- Given request: Repeat the entries below exactly as they appear, with no pictures.
------------------------------------------------
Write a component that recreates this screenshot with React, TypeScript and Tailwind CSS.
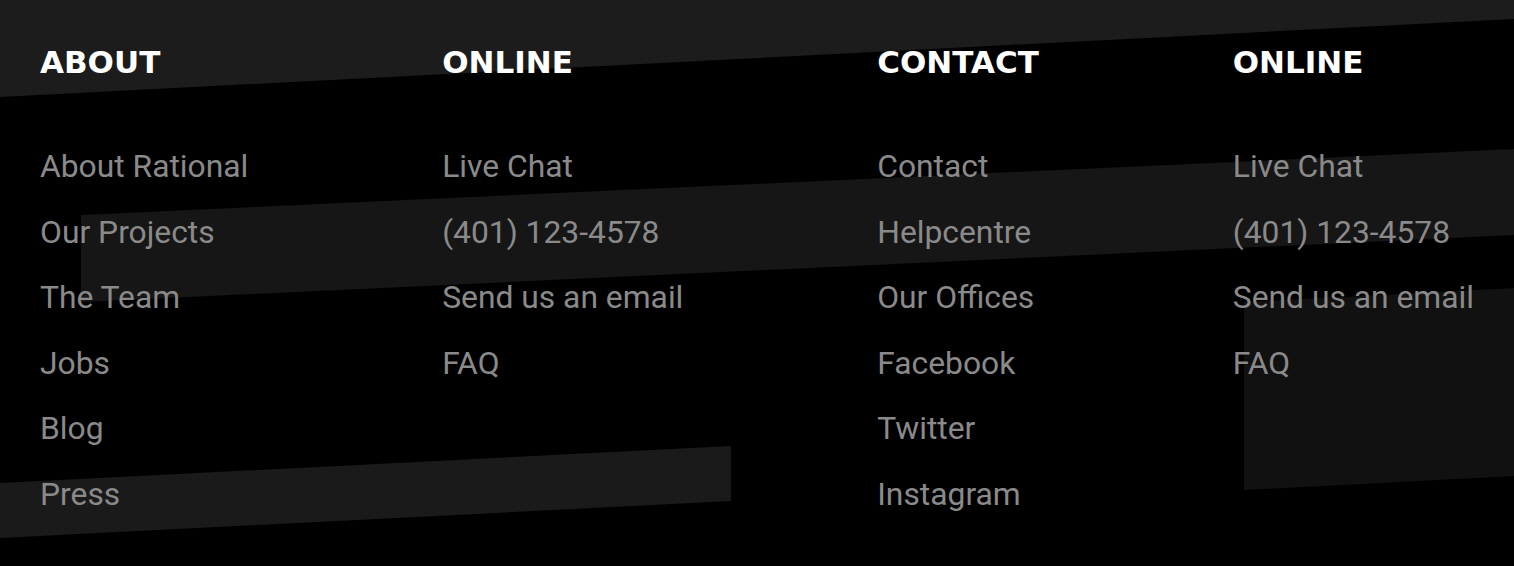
const columns = [
  {
    title: "ABOUT",
    links: ["About Rational", "Our Projects", "The Team", "Jobs", "Blog", "Press"],
  },
  {
    title: "ONLINE",
    links: ["Live Chat", "(401) 123-4578", "Send us an email", "FAQ"],
  },
  {
    title: "CONTACT",
    links: ["Contact", "Helpcentre", "Our Offices", "Facebook", "Twitter", "Instagram"],
  },
  {
    title: "ONLINE",
    links: ["Live Chat", "(401) 123-4578", "Send us an email", "FAQ"],
  },
];

export default function App() {
  return (
    <footer className="relative h-[566px] w-full overflow-hidden bg-black">
      {/* slanted background stripes */}
      <svg
        className="absolute inset-0 h-full w-full"
        viewBox="0 0 1514 566"
        preserveAspectRatio="none"
      >
        <polygon points="0,0 1514,0 1514,19 0,97" fill="#1c1c1c" />
        <polygon points="81,215 1514,149 1514,235 81,302" fill="#161616" />
        <polygon points="0,483 731,446 731,501 0,538" fill="#1a1a1a" />
        <polygon points="1244,302 1514,288 1514,476 1244,490" fill="#111111" />
      </svg>

      <div className="relative flex justify-between px-[40px] pt-[44px]">
        {columns.map((col, i) => (
          <div key={i} className="flex flex-col">
            <h4
              className="text-[31px] leading-[36px] font-bold text-white"
              style={{ fontFamily: '"DejaVu Sans", sans-serif' }}
            >
              {col.title}
            </h4>
            <ul className="mt-[54px]">
              {col.links.map((l) => (
                <li
                  key={l}
                  className="whitespace-nowrap text-[31.8px] leading-[65.6px] text-[#8a8a8a]"
                  style={{ fontFamily: "Roboto, sans-serif" }}
                >
                  {l}
                </li>
              ))}
            </ul>
          </div>
        ))}
      </div>
    </footer>
  );
}
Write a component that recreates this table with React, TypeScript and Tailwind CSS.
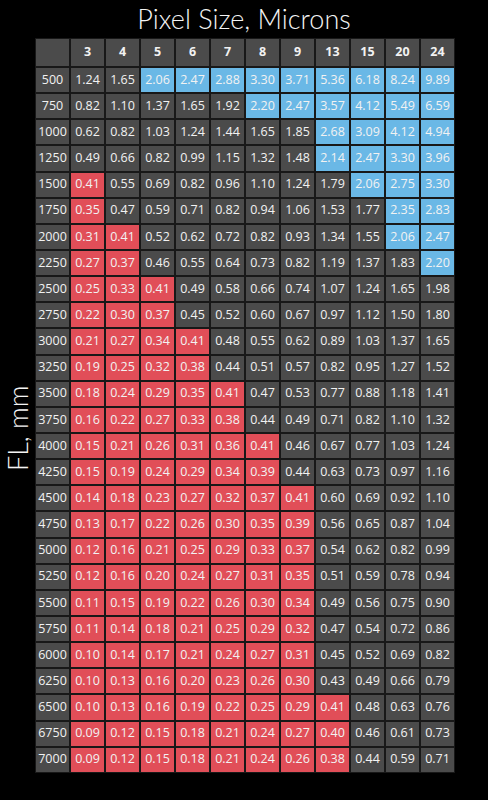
------------------------------------------------
- Answer to this exercise:
Write a component that recreates this screenshot with React, TypeScript and Tailwind CSS.
const columns = [
  {
    title: "ABOUT",
    links: ["About Rational", "Our Projects", "The Team", "Jobs", "Blog", "Press"],
  },
  {
    title: "ONLINE",
    links: ["Live Chat", "(401) 123-4578", "Send us an email", "FAQ"],
  },
  {
    title: "CONTACT",
    links: ["Contact", "Helpcentre", "Our Offices", "Facebook", "Twitter", "Instagram"],
  },
  {
    title: "ONLINE",
    links: ["Live Chat", "(401) 123-4578", "Send us an email", "FAQ"],
  },
];

export default function App() {
  return (
    <footer className="relative h-[566px] w-full overflow-hidden bg-black">
      {/* slanted background stripes */}
      <svg
        className="absolute inset-0 h-full w-full"
        viewBox="0 0 1514 566"
        preserveAspectRatio="none"
      >
        <polygon points="0,0 1514,0 1514,19 0,97" fill="#1c1c1c" />
        <polygon points="81,215 1514,149 1514,235 81,302" fill="#161616" />
        <polygon points="0,483 731,446 731,501 0,538" fill="#1a1a1a" />
        <polygon points="1244,302 1514,288 1514,476 1244,490" fill="#111111" />
      </svg>

      <div className="relative flex justify-between px-[40px] pt-[44px]">
        {columns.map((col, i) => (
          <div key={i} className="flex flex-col">
            <h4
              className="text-[31px] leading-[36px] font-bold text-white"
              style={{ fontFamily: '"DejaVu Sans", sans-serif' }}
            >
              {col.title}
            </h4>
            <ul className="mt-[54px]">
              {col.links.map((l) => (
                <li
                  key={l}
                  className="whitespace-nowrap text-[31.8px] leading-[65.6px] text-[#8a8a8a]"
                  style={{ fontFamily: "Roboto, sans-serif" }}
                >
                  {l}
                </li>
              ))}
            </ul>
          </div>
        ))}
      </div>
    </footer>
  );
}
Write a component that recreates this table with React, TypeScript and Tailwind CSS.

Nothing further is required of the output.